Fedora *is* for servers! [was Re: Need advice]

Bill Oliver vendor at billoblog.com
Tue Apr 22 11:59:30 UTC 2014


On Tue, 22 Apr 2014, Timothy Murphy wrote:

> Cristian Sava wrote:
>
>> I feel more comfortable with Fedora than with Centos and I run Fedora
>> servers for many years with great success.
>
> Why?
> To me it would be irrational to run Fedora rather than CentOS on a server,
> since the chances of problems arising would be higher,
> and I don't see any compensating advantages.
> I run Fedora on laptops because there is a wider range of apps available,
> but they are not apps that I would want to run on a server.
> I don't think "more comfortable" is a rational explanation for a preference.
>
>

I think being comfy with a distro is a big deal.  I can remember umpteen years ago I was trying to get Red Hat (this was before Fedora) to run on my laptop.  It wouldn't, because there wasn't hardware support -- this was back when part of installing linux was searching for drivers and doing manual configuration on everything.  I stumbled across Mandrake Linux. It had the driver I needed, and all the "drak-whatever" config tools made installing and configuring it a breeze.  So I started using Mandrake on my laptop.
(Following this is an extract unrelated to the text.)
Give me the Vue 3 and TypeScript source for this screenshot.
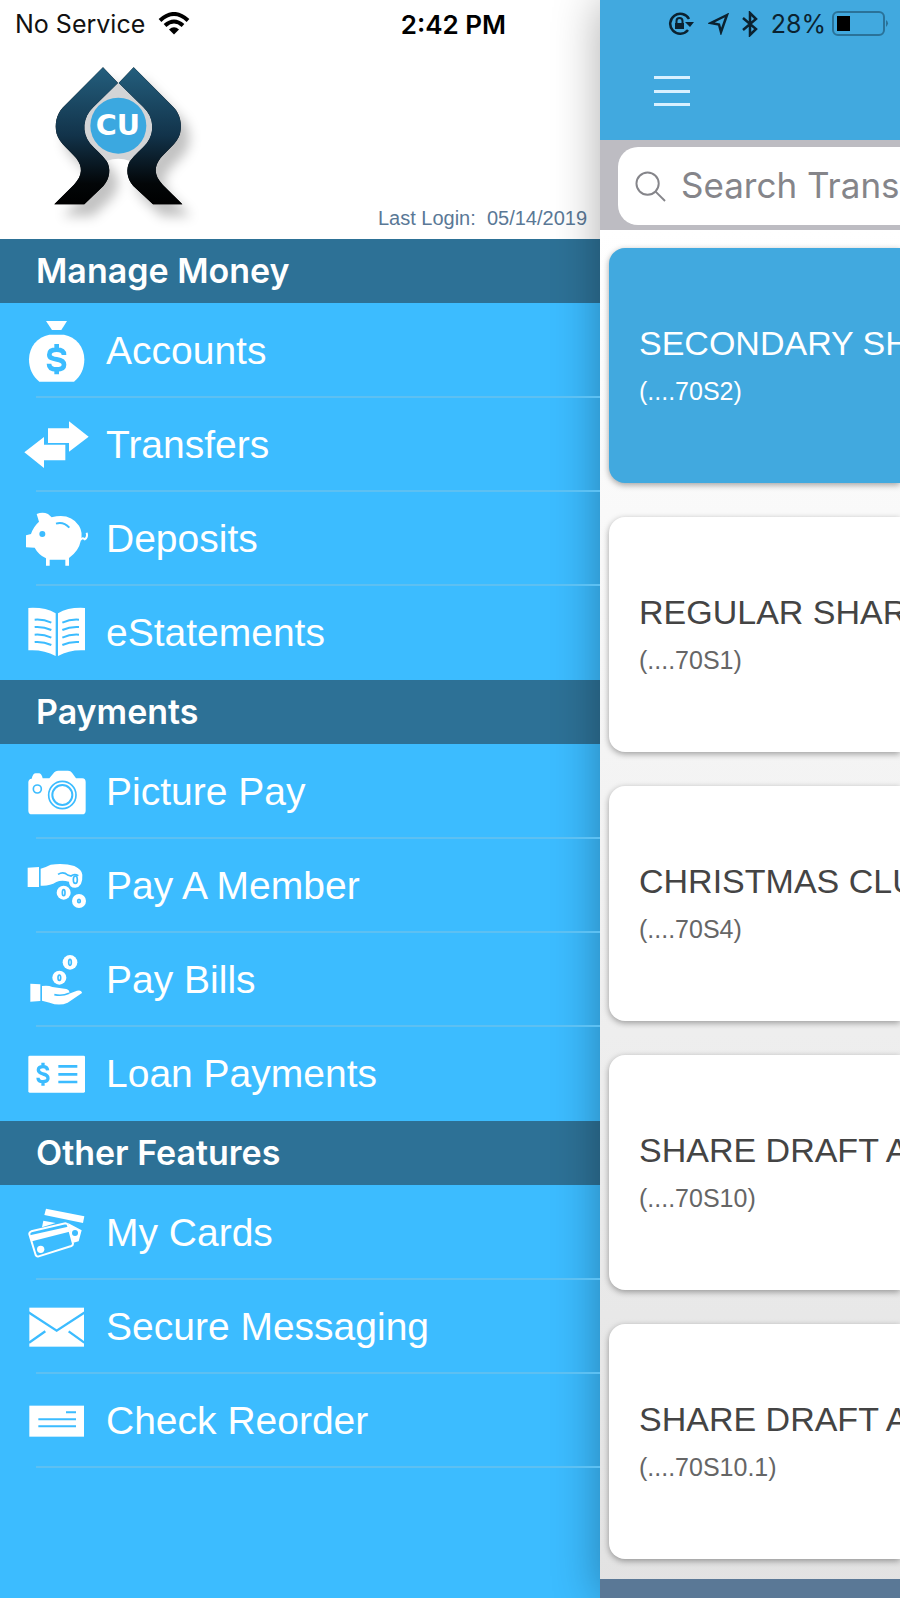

Then I got a couple of gigs doing sysadmin for some folk who agreed to use linux servers.  Guess what -- I installed Mandrake, and stuck with it through the Mandriva years.

During that time, one of the users on one of the networks installed a piece of hardware that required Fedora/Red Hat for some of its controllers (else the manufacturer would not provide support).  So, I started administering the Fedora maching.  I discovered that Fedora had diverged significantly from Mandriva over the years.  I didn't like it -- things weren't in the right place, config files were a little different, etc.  I could do it, but instead of being a breeze, everything was a little bit of a hassle.  Instead of something taking me 5 minutes, it took me 15 minutes.  And, you know -- 10 minutes here and 10 minutes there, and suddenly you've wasted some hours you didn't need to waste.

Then Mandriva collapsed. I had to get used to Fedora.  When Mageia came out, I was tickled pink and immediately installed it -- only to find that now I was in the exact opposite position.  I'm now very comfy with Fedora, and all the Mageia tools an locations are a pain in the ass to get used to.  So, no Mageia for me -- not because it's a bad distro, but because I just don't want to be bothered with changing stuff just to be changing stuff.  I'll do it if there's a reason, but not just for the hell of it.